If you buy a stock from someone, the seller of the stock gets paid at settlement (a few days after the transaction is done). You pay cash and receive the shares of stock and there is no further risk to either party. But if you sell stock that you do not own the settlement transaction is problematic. You receive the cash but the buyer of the stock only receives a promise to receive shares from you in the future. If you have excellent credit this should not present much of a problem. The buyer of the stock will want occasional payments (the short seller must pay the buyer all dividends paid by the corporation) but otherwise should be satisfied having your promise to eventually deliver the stock. There would be an arrangement between the short seller and his stock broker, where the broker would guarantee the eventual delivery of the stock by requiring a substantial deposit from the short-seller.

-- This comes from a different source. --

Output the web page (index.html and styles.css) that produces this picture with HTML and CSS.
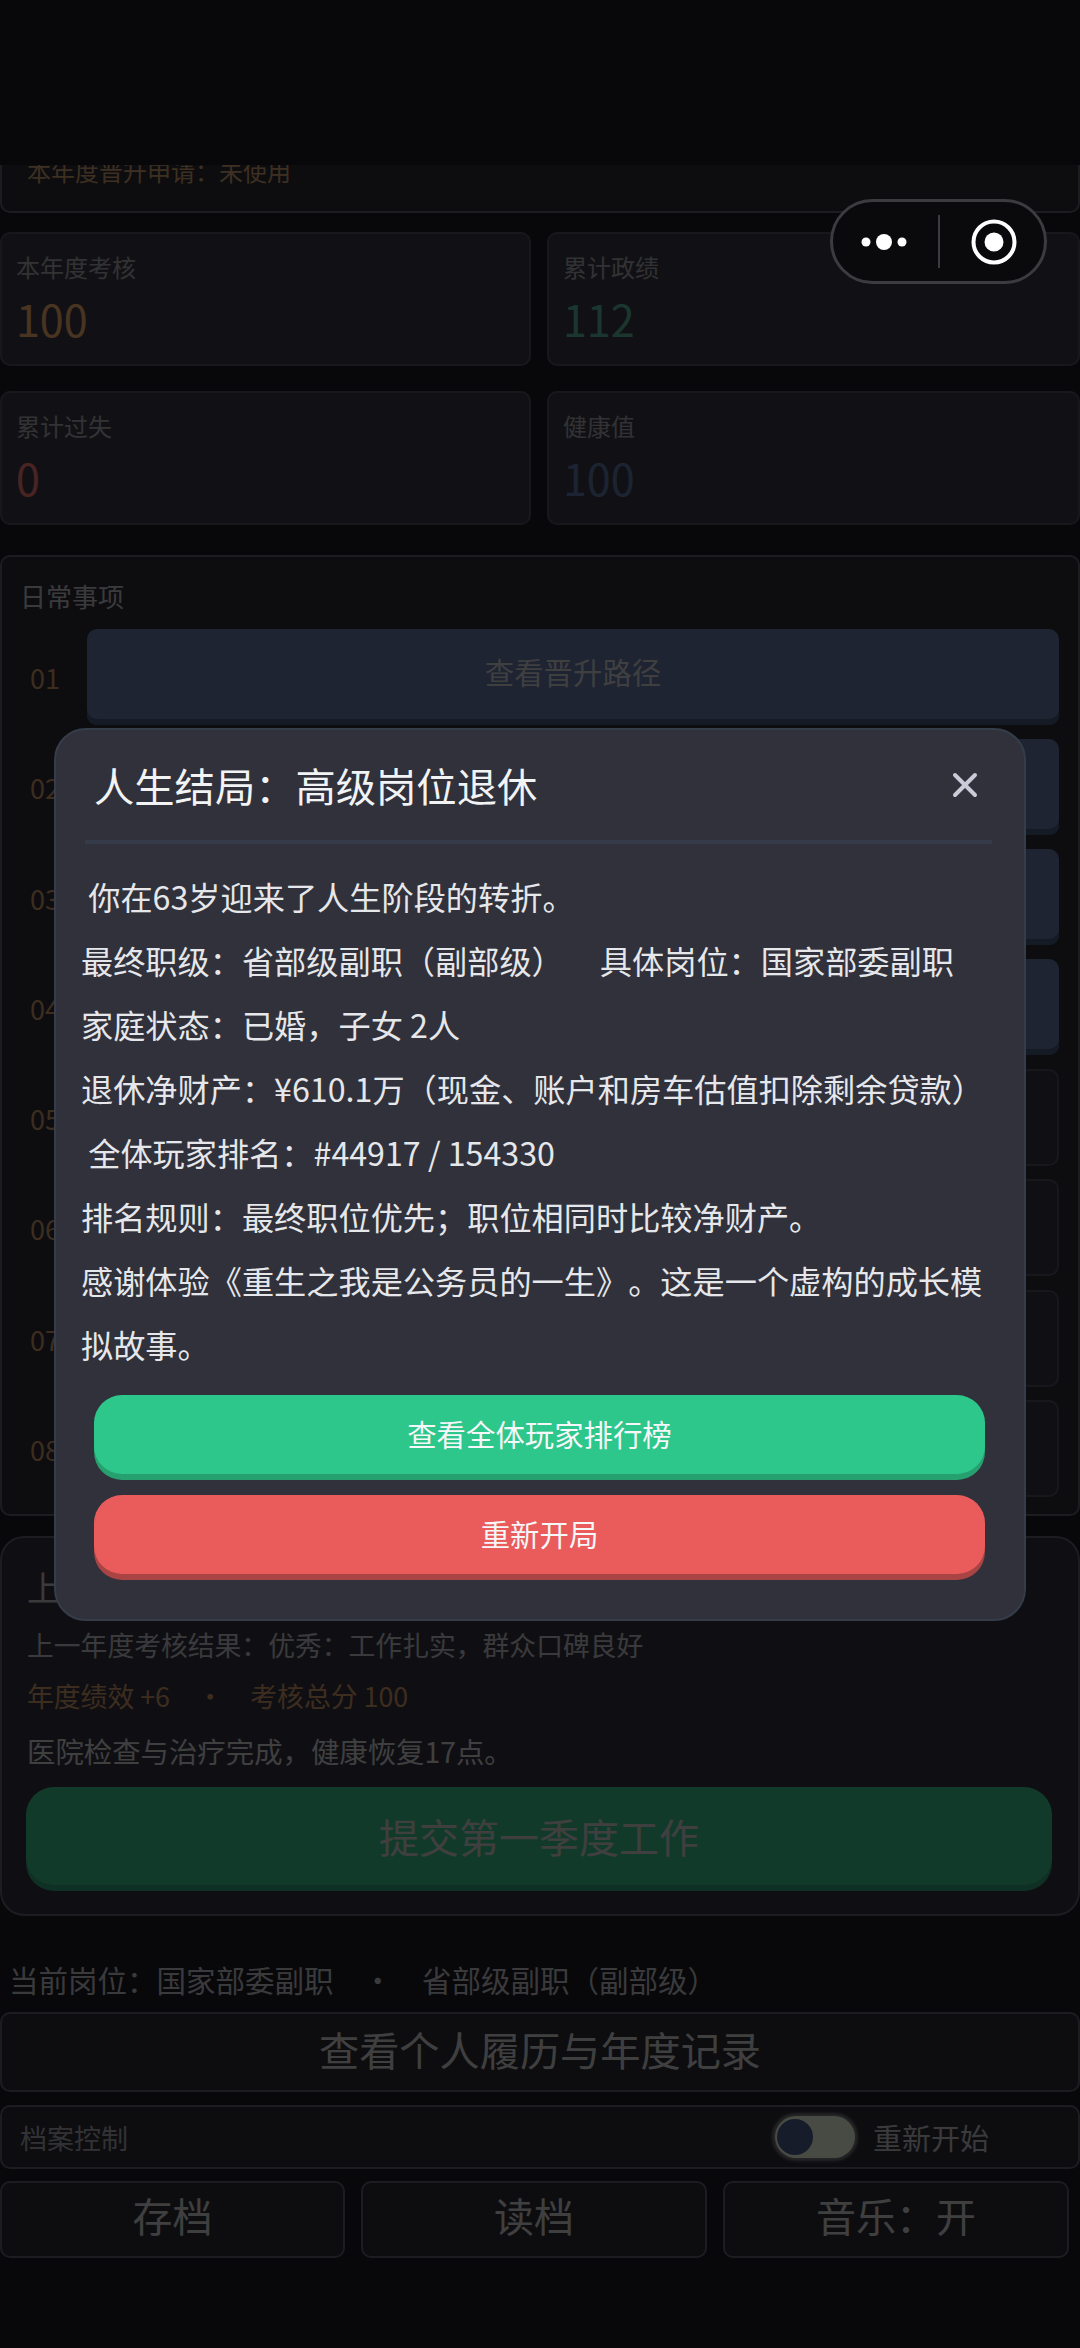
FILE: index.html
```html
<!DOCTYPE html>
<html lang="zh-CN">
<head>
  <meta charset="UTF-8" />
  <meta name="viewport" content="width=device-width, initial-scale=1.0"/>
  <title>人生结局</title>
  <link rel="stylesheet" href="styles.css">
</head>
<body>
  <div class="topbar"></div>

  <div class="page">
    <section class="panel promo">
      <p class="promo-text">本年度晋升申请：未使用</p>
    </section>

    <section class="stats">
      <div class="stat">
        <p class="stat-label">本年度考核</p>
        <p class="stat-value orange">100</p>
      </div>
      <div class="stat">
        <p class="stat-label">累计政绩</p>
        <p class="stat-value green">112</p>
      </div>
      <div class="stat">
        <p class="stat-label">累计过失</p>
        <p class="stat-value red">0</p>
      </div>
      <div class="stat">
        <p class="stat-label">健康值</p>
        <p class="stat-value blue">100</p>
      </div>
    </section>

    <section class="panel daily">
      <h3 class="daily-title">日常事项</h3>
      <div class="daily-row"><span class="row-no">01</span><button class="row-btn primary">查看晋升路径</button></div>
      <div class="daily-row"><span class="row-no">02</span><button class="row-btn primary"></button></div>
      <div class="daily-row"><span class="row-no">03</span><button class="row-btn primary"></button></div>
      <div class="daily-row"><span class="row-no">04</span><button class="row-btn primary"></button></div>
      <div class="daily-row"><span class="row-no">05</span><button class="row-btn"></button></div>
      <div class="daily-row"><span class="row-no">06</span><button class="row-btn"></button></div>
      <div class="daily-row"><span class="row-no">07</span><button class="row-btn"></button></div>
      <div class="daily-row"><span class="row-no">08</span><button class="row-btn"></button></div>
    </section>

    <section class="panel review">
      <h3 class="review-title">上</h3>
      <p class="review-line first">上一年度考核结果：优秀：工作扎实，群众口碑良好</p>
      <p class="review-line score">年度绩效 +6　·　考核总分 100</p>
      <p class="review-line health">医院检查与治疗完成，健康恢复17点。</p>
      <button class="submit-btn">提交第一季度工作</button>
    </section>

    <p class="position">当前岗位：国家部委副职　·　省部级副职（副部级）</p>
    <button class="record-btn">查看个人履历与年度记录</button>

    <div class="archive">
      <span class="archive-label">档案控制</span>
      <span class="toggle"><span class="knob"></span></span>
      <span class="archive-action">重新开始</span>
    </div>

    <div class="actions">
      <button class="action-btn">存档</button>
      <button class="action-btn">读档</button>
      <button class="action-btn">音乐：开</button>
    </div>
  </div>

  <div class="overlay">
    <div class="modal">
      <div class="modal-head">
        <h2 class="modal-title">人生结局：高级岗位退休</h2>
        <svg class="modal-close" width="26" height="26" viewBox="0 0 26 26">
          <path d="M3 3 L23 23 M23 3 L3 23" stroke="#c9ccd8" stroke-width="4" stroke-linecap="round" fill="none"/>
        </svg>
      </div>
      <p class="modal-text"> 你在63岁迎来了人生阶段的转折。
最终职级：省部级副职（副部级）     具体岗位：国家部委副职
家庭状态：已婚，子女 2人
退休净财产：¥610.1万（现金、账户和房车估值扣除剩余贷款）
 全体玩家排名：#44917 / 154330
排名规则：最终职位优先；职位相同时比较净财产。
感谢体验《重生之我是公务员的一生》。这是一个虚构的成长模拟故事。</p>
      <button class="modal-btn rank">查看全体玩家排行榜</button>
      <button class="modal-btn restart">重新开局</button>
    </div>
  </div>

  <div class="capsule">
    <svg width="54" height="18" viewBox="0 0 54 18">
      <circle cx="5" cy="9" r="4.5" fill="#fff"/>
      <circle cx="23" cy="9" r="8" fill="#fff"/>
      <circle cx="41" cy="9" r="4.5" fill="#fff"/>
    </svg>
    <span class="capsule-line"></span>
    <svg width="48" height="48" viewBox="0 0 48 48">
      <circle cx="24" cy="24" r="20.5" stroke="#fff" stroke-width="4" fill="none"/>
      <circle cx="24" cy="24" r="9.5" fill="#fff"/>
    </svg>
  </div>
</body>
</html>
```

FILE: styles.css
```css
* {
  box-sizing: border-box;
}

html, body {
  margin: 0;
  height: 2348px;
  overflow: hidden;
}

body {
  font-family: "Noto Sans CJK SC", "Noto Sans", sans-serif;
  text-spacing-trim: space-all;
  background: #17171d;
  color: #a6a6ac;
  position: relative;
}

p, h2, h3 {
  margin: 0;
  font-weight: 400;
}

button {
  font-family: inherit;
  color: #b4b4b8;
  border: none;
  padding: 0;
}

.topbar {
  position: absolute;
  top: 0;
  left: 0;
  right: 0;
  height: 165px;
  background: #17171d;
  z-index: 1;
}

.page {
  padding-top: 100px;
}

.panel {
  background: #26262f;
  border: 2px solid #505060;
  border-radius: 10px;
}

.promo {
  height: 113px;
  padding: 47px 0 0 25px;
}

.promo-text {
  font-size: 24px;
  line-height: 44px;
  color: #b0875f;
}

.stats {
  display: grid;
  grid-template-columns: 531px 533px;
  column-gap: 16px;
  row-gap: 25px;
  margin-top: 19px;
}

.stat {
  height: 134px;
  padding: 15px 14px 0;
  background: #32333c;
  border: 2px solid #454550;
  border-radius: 10px;
}

.stat-label {
  font-size: 24px;
  line-height: 36px;
  color: #8f8f96;
}

.stat-value {
  font-size: 43px;
  line-height: 60px;
  margin-top: 3px;
}

.orange { color: #d09560; }
.green { color: #4f9c86; }
.red { color: #d06864; }
.blue { color: #506892; }

.daily {
  margin-top: 30px;
  height: 961px;
  padding: 20px 19px 0 0;
}

.daily-title {
  font-size: 26px;
  line-height: 38px;
  margin: 0 0 13px 18px;
  color: #a6a6ac;
}

.daily-row {
  display: flex;
  align-items: center;
  height: 97px;
  margin-bottom: 13.3px;
  padding-left: 28px;
}

.row-no {
  width: 57px;
  margin-top: 2px;
  font-size: 27px;
  color: #b0825a;
}

.row-btn {
  flex: 1;
  height: 97px;
  background: #2e2f3a;
  border: 2px solid #454550;
  border-radius: 10px;
  font-size: 29.4px;
}

.row-btn.primary {
  height: 96px;
  padding-bottom: 12px;
  background: #56678f;
  border: none;
  box-shadow: inset 0 -6px 0 #3c4d6a;
}

.review {
  margin-top: 20px;
  height: 380px;
  padding: 21px 26px 0 24px;
  border-radius: 24px;
  background: #2d2c38;
}

.review-title {
  font-size: 34px;
  line-height: 56px;
  margin-left: 1px;
}

.review-line {
  font-size: 26.8px;
  line-height: 44px;
  margin-left: 1px;
}

.review-line.first {
  margin-top: 8px;
}

.review-line.score {
  color: #b0825a;
  margin-top: 7px;
}

.review-line.health {
  font-size: 28.4px;
  margin-top: 10.5px;
  color: #b4b4b8;
}

.submit-btn {
  display: block;
  width: 100%;
  height: 98px;
  margin-top: 14px;
  font-size: 40px;
  background: #33a678;
  border-radius: 28px;
  box-shadow: 0 6px 0 #2b8967;
}

.position {
  font-size: 29.5px;
  line-height: 44px;
  margin: 41px 0 0 9px;
}

.record-btn {
  display: block;
  width: 100%;
  height: 80px;
  margin-top: 11px;
  padding-bottom: 7px;
  font-size: 40.2px;
  background: #26262f;
  border: 2px solid #505060;
  border-radius: 10px;
}

.archive {
  display: flex;
  align-items: center;
  height: 64px;
  margin-top: 13px;
  padding: 0 18px;
  background: #26262f;
  border: 2px solid #505060;
  border-radius: 10px;
}

.archive-label {
  font-size: 27px;
  color: #8f8f96;
  margin-right: auto;
}

.toggle {
  display: flex;
  align-items: center;
  width: 80px;
  height: 42px;
  padding-left: 2px;
  background: #ced6bf;
  border-radius: 21px;
  box-shadow: 0 0 3px 3px #6a6a70;
}

.knob {
  width: 36px;
  height: 36px;
  border-radius: 50%;
  background: #42507b;
}

.archive-action {
  font-size: 29px;
  margin: 0 71px 0 18px;
}

.actions {
  display: grid;
  grid-template-columns: 345px 346px 346px;
  column-gap: 16px;
  margin-top: 12px;
}

.action-btn {
  height: 77px;
  padding-bottom: 10px;
  font-size: 40px;
  background: #26262f;
  border: 2px solid #505060;
  border-radius: 10px;
}

.overlay {
  position: absolute;
  top: 0;
  left: 0;
  right: 0;
  bottom: 0;
  z-index: 2;
  display: flex;
  align-items: center;
  justify-content: center;
  background: rgba(0, 0, 0, 0.65);
}

.modal {
  width: 972px;
  padding: 0 26px 45px;
  background: #30313b;
  border: 2px solid #353d4a;
  border-radius: 32px;
}

.modal-head {
  display: flex;
  align-items: center;
  justify-content: space-between;
  height: 114px;
  margin: 0 6px 0 3px;
  padding: 0 14px 0 9px;
  border-bottom: 4px solid #353b48;
}

.modal-title {
  font-size: 40.3px;
  line-height: 56px;
  color: #f2f3f5;
}

.modal-text {
  margin: 20px 0 0 -1px;
  font-size: 32.2px;
  line-height: 64px;
  color: #e6e7ea;
  white-space: pre-wrap;
}

.modal-btn {
  display: block;
  width: 891px;
  height: 79px;
  margin-left: 12px;
  padding-bottom: 3px;
  font-size: 29.4px;
  color: #f6f7f8;
  border-radius: 28px;
}

.rank {
  margin-top: 19px;
  background: #2ec78b;
  box-shadow: 0 6px 0 #27a070;
}

.restart {
  margin-top: 21px;
  background: #ea5c5c;
  box-shadow: 0 6px 0 #a84444;
}

.capsule {
  position: absolute;
  top: 199px;
  left: 830px;
  z-index: 3;
  display: flex;
  align-items: center;
  width: 217px;
  height: 85px;
  padding-left: 28px;
  background: #0a0a0c;
  border: 3px solid #3c3c40;
  border-radius: 43px;
}

.capsule-line {
  width: 2px;
  height: 53px;
  margin: 0 30px 0 23px;
  background: #3c3c40;
}
```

But US regulators impose an additional complication, that the brokerage firm lend the shares to the short-seller, typically from the account of another investor at the same brokerage firm (see here for the SEC’s 2005 explanation of Regulation SHO governing short sales). The short seller must pay the brokerage firm interest for the loan of the shares, in addition to covering the dividend payments noted above. Under the SEC rule the brokerage firm delivers the shares at the time of settlement to the buyer; the only open transaction is typically inside the brokerage firm, between the seller of the shares and the account that lent the shares.
Even so, there are occasional “naked” short sales, where the seller does not deliver the stock at the time of settlement (”failure to deliver” in the language of the SEC). The SEC slyly notes that “[n]aked short selling is not necessarily a violation of the federal securities laws or the Commission’s rules”, a statement guaranteed to cause brokerage firms to regularly consult their legal staff. The SEC set up a list of “threshold securities”, that is companies that regularly experience delivery failures to ensure that there are no further problems with these shares (see here for the NYSE list of threshold securities and here for the NASDAQ list). Presumably brokerage firms are more careful when their customers try to sell short firms already on these lists.
The SEC’s stated purpose is to prevent abusive short sale practices, something that SEC Chairman Cox has termed “short and distort” (see here for a law firm’s discussion). This practice is the negative version of “pump and dump” (see here); the “pump and dump” scenario is an unscrupulous promoter will buy a large position in a small company and then spread rumors to try to drive the price of the stock up (my spam folder was full of these messages a few years ago; see here in the section E-mail spam)
, selling the shares once the price rose a bit. “Short and distort” would involve taking a large short position in a company and then spreading rumors to drive down the share price.
On July 15, 2008, the SEC released an emergency order (see pdf here or a subsequent explanation here) that more or less says that no naked short selling would be permitted for a number of large banks and investment banks (the so-called primary dealers, see here) and Fannie Mae and Freddie Mac.